Meta Pixel Privacy Lawsuit: Targeting Meta
Plaintiffs claim that the hospital systems were sending protected health information to Facebook through the Pixel tool without patient consent, which protected health information was then unlawfully used to create and serve individual plaintiffs with personalized ads. On August 15, 2023, U.S. District Judge William Orrick III issued an order denying Meta’s motion to dismiss the lawsuit, allowing the lawsuit to proceed for Meta’s alleged violations of (among other things) federal and state wiretap laws and the California Invasion of Privacy Act (CIPA); and California state larceny law. In his order, Judge Orrick dismissed but permitted the Plaintiffs to amend their privacy allegations, by requiring that the Plaintiffs describe the types or categories of sensitive health information they provided through their devices to their healthcare providers.
Meta Pixel Privacy Lawsuit: Re-Targeting Meta
On Monday, May 8, in a separate would-be class action, the same judge, Judge Orrick, allowed a lawsuit against the University of California San Francisco Medical Center (UCSF) to proceed.

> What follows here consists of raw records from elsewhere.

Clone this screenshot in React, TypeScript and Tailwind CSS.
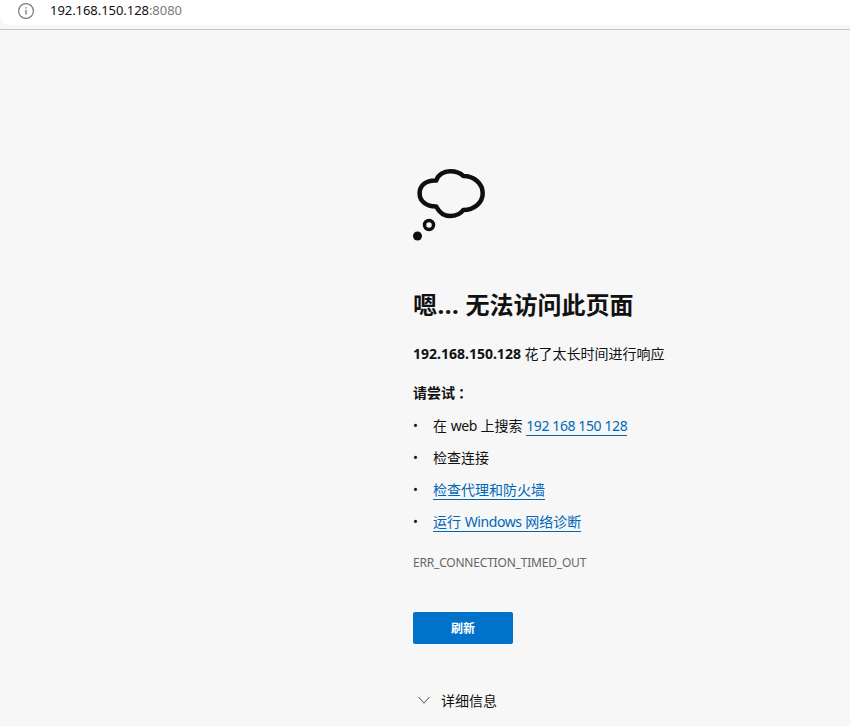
const cjk = "font-['Noto_Sans','Noto_Sans_CJK_SC',sans-serif]";

function InfoIcon() {
  return (
    <svg width="16" height="16" viewBox="0 0 16 16" fill="none" stroke="#7a7a7a" strokeWidth="1.2">
      <circle cx="8" cy="8" r="7.4" />
      <path d="M8 7v4.5M8 4.2v1.4" strokeWidth="1.4" />
    </svg>
  );
}

function ThoughtCloud() {
  return (
    <svg width="74" height="74" viewBox="0 0 74 74" fill="none" stroke="#0f0f0f">
      <path
        d="M23.2 12.5C25 6.5 31 3.2 37 3.2C42.5 3.2 47.5 5 50.3 8C61 8 69.7 15.5 69.7 25.3C69.7 35 61 42 50.3 42C47.5 46 42.5 48 37 48C31 48 26 44 23.2 38.5C13 38.5 6.6 33 6.6 25.3C6.6 17.5 13 12 23.2 12.5Z"
        strokeWidth="4.5"
        strokeLinejoin="round"
      />
      <circle cx="16" cy="57" r="4.5" strokeWidth="3.5" />
      <circle cx="4.5" cy="68" r="4.5" fill="#0f0f0f" stroke="none" />
    </svg>
  );
}

function Chevron() {
  return (
    <svg width="14" height="8" viewBox="0 0 14 8" fill="none" stroke="#6b6b6b" strokeWidth="1.1">
      <path d="M1.5 1l5.5 6 5.5-6" />
    </svg>
  );
}

function TryLink({ children }: { children: React.ReactNode }) {
  return <a className="text-[#0067b8] border-b border-[#0067b8] leading-[17px]">{children}</a>;
}

function Item({ children }: { children: React.ReactNode }) {
  return (
    <li className="flex items-center h-[32px]">
      <span className="w-[20px] text-[13px] leading-none text-[#111]">•</span>
      <span>{children}</span>
    </li>
  );
}

export default function App() {
  return (
    <div className={`${cjk} w-[850px] h-[726px] overflow-hidden bg-[#f7f7f7] text-[14px] text-[#111]`}>
      <header className="h-[30px] border-b border-[#c4c4c4]">
        <div className="flex items-center h-[25px] bg-white rounded-bl-[10px] pl-[18px] pb-[4px]">
          <InfoIcon />
          <span className="ml-[16px] text-[13px] leading-none tracking-[-0.05px] text-[#111]">
            192.168.150.128<span className="text-[#7a7a7a]">:8080</span>
          </span>
        </div>
      </header>

      <main className="pl-[413px] pt-[138px]">
        <ThoughtCloud />

        <h1 className="mt-[47px] text-[24px] leading-[32px] font-bold text-[#111]">
          <span className="tracking-[0.5px]">嗯...</span> 无法访问此页面
        </h1>

        <p className="mt-[23px] leading-[20px]">
          <strong>192.168.150.128</strong> 花了太长时间进行响应
        </p>

        <p className="mt-[19px] leading-[20px] font-semibold">
          请尝试<span className="ml-[3px]">：</span>
        </p>

        <ul className="mt-[6px]">
          <Item>
            在 <span className="tracking-[-0.4px]">web</span> 上搜索{" "}
            <TryLink>
              <span className="tracking-[-0.4px]">192 168 150 128</span>
            </TryLink>
          </Item>
          <Item>检查连接</Item>
          <Item>
            <TryLink>检查代理和防火墙</TryLink>
          </Item>
          <Item>
            <TryLink>
              运行 <span className="tracking-[-0.4px]">Windows</span> 网络诊断
            </TryLink>
          </Item>
        </ul>

        <p className="mt-[18px] text-[12px] leading-[16px] tracking-[-0.2px] text-[#666]">ERR_CONNECTION_TIMED_OUT</p>

        <button className="block mt-[41px] w-[100px] h-[32px] pt-px rounded-[2px] bg-[#0072c9] text-[12px] font-semibold text-white">
          刷新
        </button>

        <div className="flex items-center mt-[46px] pl-[4px] h-[20px]">
          <Chevron />
          <span className="ml-[10px]">详细信息</span>
        </div>
      </main>
    </div>
  );
}
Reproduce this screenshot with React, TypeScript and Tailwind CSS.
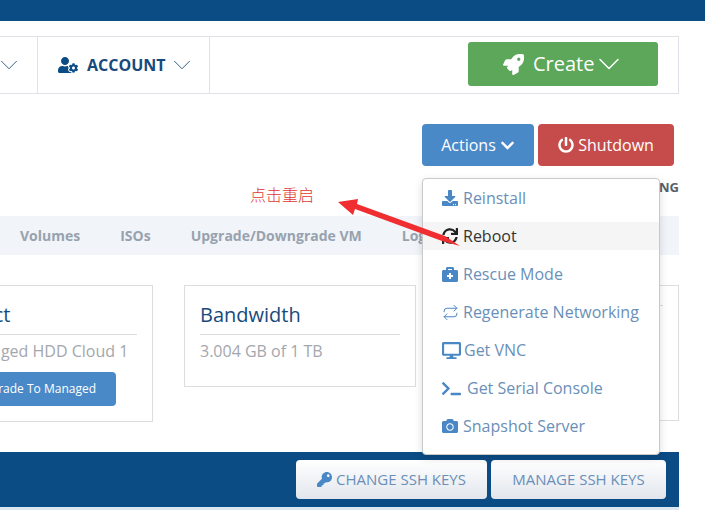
import React from "react";
import { ChevronDown, Repeat } from "lucide-react";
import { FaBriefcaseMedical, FaCamera, FaChevronDown, FaDesktop, FaDownload, FaKey, FaPowerOff, FaRocket, FaSync, FaTerminal, FaUserCog } from "react-icons/fa";

const RegenIcon = ({ className }: { className?: string }) => <Repeat size={17} strokeWidth={1.4} className={className} />;

const menuItems = [
  { label: "Reinstall", Icon: FaDownload },
  { label: "Reboot", Icon: FaSync, active: true },
  { label: "Rescue Mode", Icon: FaBriefcaseMedical },
  { label: "Regenerate Networking", Icon: RegenIcon },
  { label: "Get VNC", Icon: FaDesktop, wide: true },
  { label: "Get Serial Console", Icon: FaTerminal, wider: true },
  { label: "Snapshot Server", Icon: FaCamera },
];

const tabs = ["Volumes", "ISOs", "Upgrade/Downgrade VM", "Logs"];

const DropdownMenu = () => (
  <div className="absolute left-[422px] top-[178px] z-20 flex h-[277px] w-[238px] flex-col gap-[10px] rounded-[4px] border border-[#c9c9c9] bg-white pt-[5px] shadow-[0_3px_8px_rgba(0,0,0,0.14)]">
    {menuItems.map(({ label, Icon, active, wide, wider }) => (
      <div key={label} className={`flex h-[28px] items-center pl-[19px] text-[16px] ${active ? "bg-[#f5f5f5] text-[#333333]" : "text-[#6a8fb8]"}`}>
        <span className={`flex items-center ${wider ? "w-[25px]" : wide ? "w-[22px]" : "w-[21px]"}`}>
          <Icon className={`${wide || wider ? "text-[19px]" : "text-[16px]"} ${active ? "text-[#222222]" : "text-[#4a87c5]"}`} />
        </span>
        {label}
      </div>
    ))}
  </div>
);

const Card = ({ title, className, children }: { title: string; className: string; children?: React.ReactNode }) => (
  <div className={`shrink-0 border border-[#dddddd] bg-white px-[15px] pt-[14px] ${className}`}>
    <div className="border-b border-[#dddddd] pb-[5px] text-[20px] leading-[29px] text-[#174a7c]">{title}</div>
    {children}
  </div>
);

export default function App() {
  return (
    <div className="relative h-[513px] w-[705px] overflow-hidden bg-white font-['Open_Sans',sans-serif]">
      <div className="h-[21px] bg-[#0b4c85]" />

      <div className="mt-[15px] flex h-[58px] w-[679px] items-center border border-l-0 border-[#dfe3e8]">
        <div className="flex h-full w-[38px] items-center justify-end border-r border-[#dfe3e8] pr-[13px]">
          <ChevronDown size={30} strokeWidth={0.7} className="shrink-0 text-[#174a7c]" />
        </div>
        <div className="flex h-full w-[172px] items-center border-r border-[#dfe3e8] pl-[20px] text-[16px] font-bold text-[#174a7c]">
          <FaUserCog className="mr-[9px] text-[20px] text-[#0b4c85]" />
          ACCOUNT
          <ChevronDown size={30} strokeWidth={0.7} className="ml-[1px] shrink-0" />
        </div>
        <div className="mb-[2px] ml-[258px] flex h-[44px] w-[190px] items-center rounded-[3px] bg-[#5ca75a] pl-[35px] text-[20px] text-white">
          <FaRocket className="mr-[9px] text-[21px]" />
          Create
          <ChevronDown size={36} strokeWidth={1} className="ml-[-3px] shrink-0" />
        </div>
      </div>

      <div className="mt-[30px] flex w-[674px] justify-end gap-[4px] text-[16px] text-white">
        <div className="flex h-[42px] w-[112px] items-center justify-center rounded-[4px] bg-[#4a89c8]">
          Actions
          <FaChevronDown className="ml-[4px] text-[15px]" />
        </div>
        <div className="flex h-[42px] w-[136px] items-center justify-center rounded-[4px] bg-[#c64c4b]">
          <FaPowerOff className="mr-[4px] text-[16px]" />
          Shutdown
        </div>
      </div>

      <div className="mt-[12px] w-[679px] text-right text-[13px] font-bold leading-[18px] text-[#56606c]">NG</div>

      <div className="mt-[20px] flex h-[39px] w-[679px] items-center gap-[40px] bg-[#f1f4f8] pl-[20px] text-[14px] font-bold text-[#98a2af]">
        {tabs.map((tab) => (
          <span key={tab}>{tab}</span>
        ))}
      </div>

      <div className="mt-[30px] flex h-[136px] w-[679px] items-start gap-[31px]">
        <Card title="Product" className="ml-[-79px] h-[137px] w-[232px]">
          <div className="mt-[4px] whitespace-nowrap pr-[10px] text-right text-[16px] leading-[24px] text-[#a3a7ad]">Unmanaged HDD Cloud 1</div>
          <div className="ml-[-15px] mt-[9px] flex h-[34px] w-[194px] items-center justify-end rounded-[4px] bg-[#4a89c8] pr-[20px] text-[12px] font-medium text-white">
            Upgrade To Managed
          </div>
        </Card>
        <Card title="Bandwidth" className="h-[102px] w-[232px]">
          <div className="mt-[4px] text-[16px] leading-[24px] text-[#a3a7ad]">3.004 GB of 1 TB</div>
        </Card>
        <Card title="" className="h-[136px] w-[232px]" />
      </div>

      <div className="mt-[31px] flex h-[55px] w-[679px] items-center justify-end gap-[4px] bg-[#0b4c85] pr-[13px] text-[15px] text-[#6a8fb8]">
        <div className="flex h-[39px] w-[191px] items-center justify-center rounded-[4px] bg-gradient-to-b from-white to-[#e2e6ec]">
          <FaKey className="mr-[4px] text-[15px] text-[#4a87c5]" />
          CHANGE SSH KEYS
        </div>
        <div className="flex h-[39px] w-[175px] items-center justify-center rounded-[4px] bg-gradient-to-b from-white to-[#e2e6ec]">MANAGE SSH KEYS</div>
      </div>
      <div className="h-[3px] w-[679px] bg-[#dce7f2]" />

      <DropdownMenu />

      <span className="absolute left-[250px] top-[184px] z-30 font-['Noto_Sans_CJK_SC',sans-serif] text-[16px] font-light leading-[20px] text-[#e0352f]">点击重启</span>
      <svg className="absolute left-0 top-0 z-30" width="705" height="513">
        <polygon points="338,202 358,199 357,204 445,236 460,246 442,241 355,209 353,215" fill="#f02d30" />
      </svg>
    </div>
  );
}
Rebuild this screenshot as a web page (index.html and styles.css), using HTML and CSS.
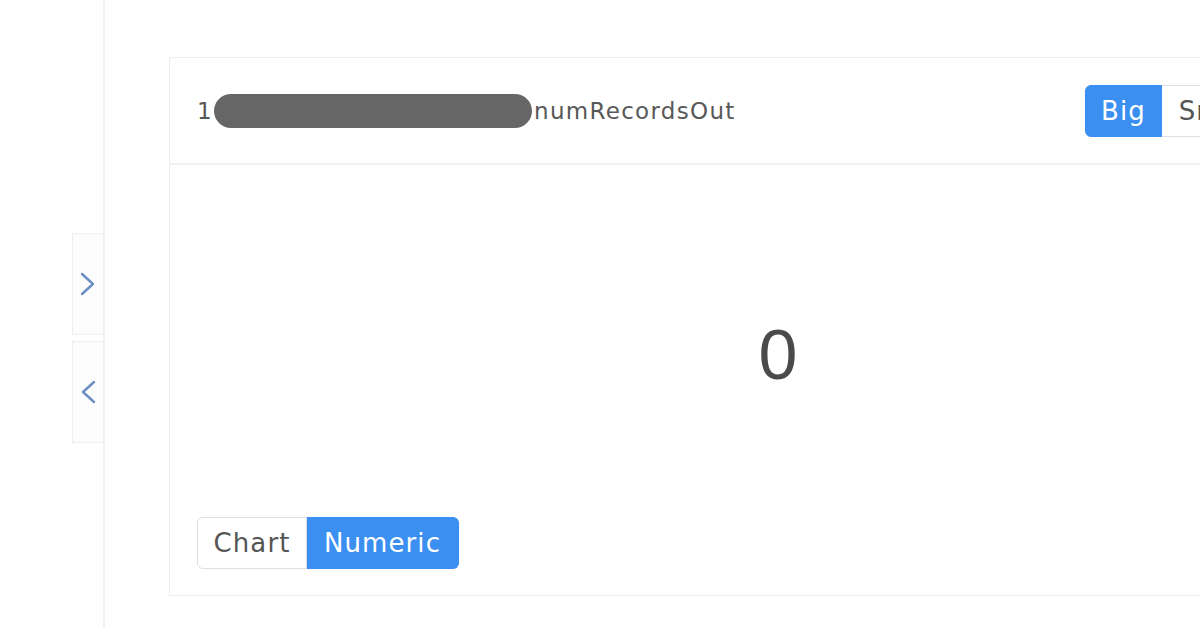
FILE: index.html
```html
<!DOCTYPE html>
<html lang="en">
<head>
<meta charset="utf-8">
<title>Metric</title>
<link rel="stylesheet" href="styles.css">
</head>
<body>
<div class="page">
  <aside class="side">
    <div class="tabs">
      <div class="tab">
        <svg class="chev" width="18" height="26" viewBox="0 0 18 26"><polyline points="3,3 14,13 3,23" fill="none" stroke="#6b8fc4" stroke-width="2.4" stroke-linecap="round" stroke-linejoin="round"/></svg>
      </div>
      <div class="tab">
        <svg class="chev" width="18" height="26" viewBox="0 0 18 26"><polyline points="15,3 4,13 15,23" fill="none" stroke="#6b8fc4" stroke-width="2.4" stroke-linecap="round" stroke-linejoin="round"/></svg>
      </div>
    </div>
  </aside>
  <main class="main">
    <section class="card">
      <header class="card-head">
        <div class="title"><span class="num">1</span><span class="redact"></span><span class="name">numRecordsOut</span></div>
        <div class="group">
          <button class="btn active">Big</button>
          <button class="btn">Small</button>
        </div>
      </header>
      <div class="card-body">
        <div class="value">0</div>
        <div class="group">
          <button class="btn">Chart</button>
          <button class="btn active">Numeric</button>
        </div>
      </div>
    </section>
  </main>
</div>
</body>
</html>
```
FILE: styles.css
```css
html, body {
  margin: 0;
  padding: 0;
  background: #ffffff;
  overflow: hidden;
  width: 1200px;
  height: 628px;
}
.page {
  display: flex;
  height: 628px;
  font-family: "DejaVu Sans", "Liberation Sans", sans-serif;
}
.side {
  width: 103px;
  flex: none;
  border-right: 2px solid #f1f1f1;
  box-sizing: content-box;
  padding-top: 233px;
}
.tabs {
  margin-left: 72px;
  display: flex;
  flex-direction: column;
  gap: 6px;
}
.tab {
  width: 30px;
  height: 100px;
  border: 1px solid #efefef;
  border-right: none;
  background: #fcfcfc;
  display: flex;
  align-items: center;
  justify-content: center;
}
.chev { display: block; }
.main {
  flex: none;
  padding-left: 64px;
  padding-top: 57px;
}
.card {
  width: 1216px;
  height: 539px;
  border: 1px solid #eeeeee;
  display: flex;
  flex-direction: column;
  box-sizing: border-box;
}
.card-head {
  height: 107px;
  flex: none;
  box-sizing: border-box;
  border-bottom: 2px solid #f1f1f1;
  display: flex;
  align-items: center;
  padding: 0 110px 0 27px;
}
.title {
  flex: 1;
  display: flex;
  align-items: center;
  color: #585858;
  font-size: 23px;
  letter-spacing: 1.3px;
}
.num { width: 17px; }
.redact {
  width: 318px;
  height: 34px;
  border-radius: 17px;
  background: #666666;
  margin-right: 2px;
}
.name { margin-top: 1px; }
.group {
  display: flex;
}
.btn {
  font-family: "DejaVu Sans", "Liberation Sans", sans-serif;
  font-size: 26px;
  letter-spacing: 1.1px;
  color: #555555;
  background: #ffffff;
  border: 1px solid #dcdfe6;
  height: 52px;
  padding: 0;
  margin: 0;
  display: flex;
  align-items: center;
  justify-content: center;
}
.btn.active {
  background: #3b8ff0;
  border-color: #3b8ff0;
  color: #ffffff;
}
.group .btn:first-child { border-radius: 6px 0 0 6px; }
.group .btn:last-child { border-radius: 0 6px 6px 0; border-left: none; }
.card-head .btn { width: 77px; }
.card-head .btn:last-child { width: 112px; }
.card-body {
  flex: 1;
  display: flex;
  flex-direction: column;
  padding: 26px 27px 26px;
}
.value {
  flex: 1;
  display: flex;
  align-items: center;
  justify-content: center;
  font-family: "Liberation Sans", Arial, sans-serif;
  font-size: 70px;
  color: #4a4a4a;
  padding-top: 2px;
  padding-left: 2px;
}
.card-body .btn:first-child { width: 110px; }
.card-body .btn:last-child { width: 152px; }
```
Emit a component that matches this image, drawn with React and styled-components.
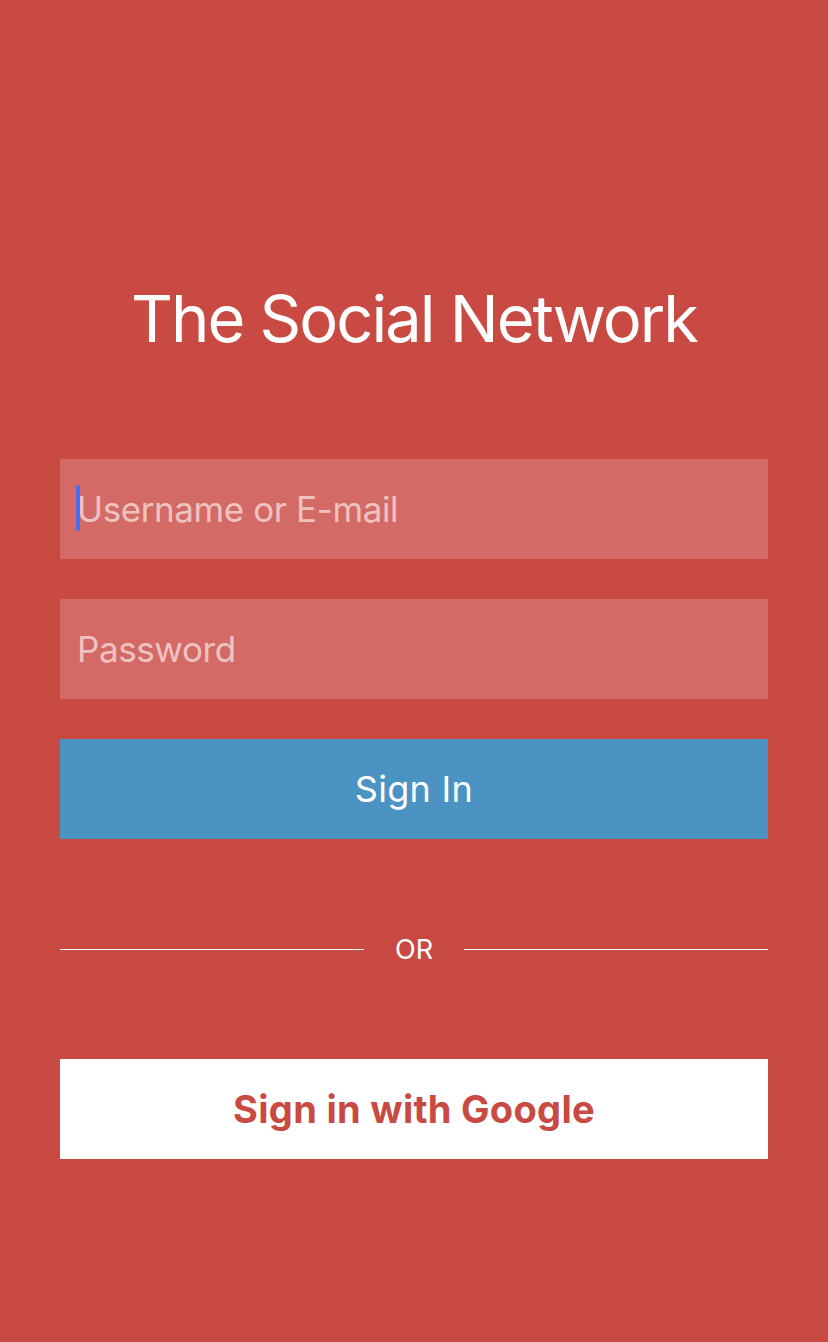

In this suit, a Meta Pixel privacy lawsuit similar to John Doe, plaintiffs allege violations of a variety of provisions in the California Invasion of Privacy Act (CIPA), which they claim were caused by the presence of the Pixel tracking tool in UCSF’s patient portal and websites.
Plaintiffs also allege that UCSF violated the California Confidential Medical Information Act, through the presence and operation of the Pixel tracking tool. The lead plaintiff has specifically alleged that Meta used information about heart issues and high blood pressure for – sound familiar? – advertising purposes. She concluded after noticing that a series of ads for high blood pressure medication started appearing on her Facebook page (perhaps Meta had thought, “What Facebook user wouldn’t want to receive such ads as they view their family and friends’ posts and pictures?”
Judge Orrick, in allowing the suit to proceed, emphasized that prior court cases have recognized a right to privacy even in the absence of specific laws giving that right: “Personal medical information is understood to be among the most sensitive information that could be collected about a person,” Orrick wrote.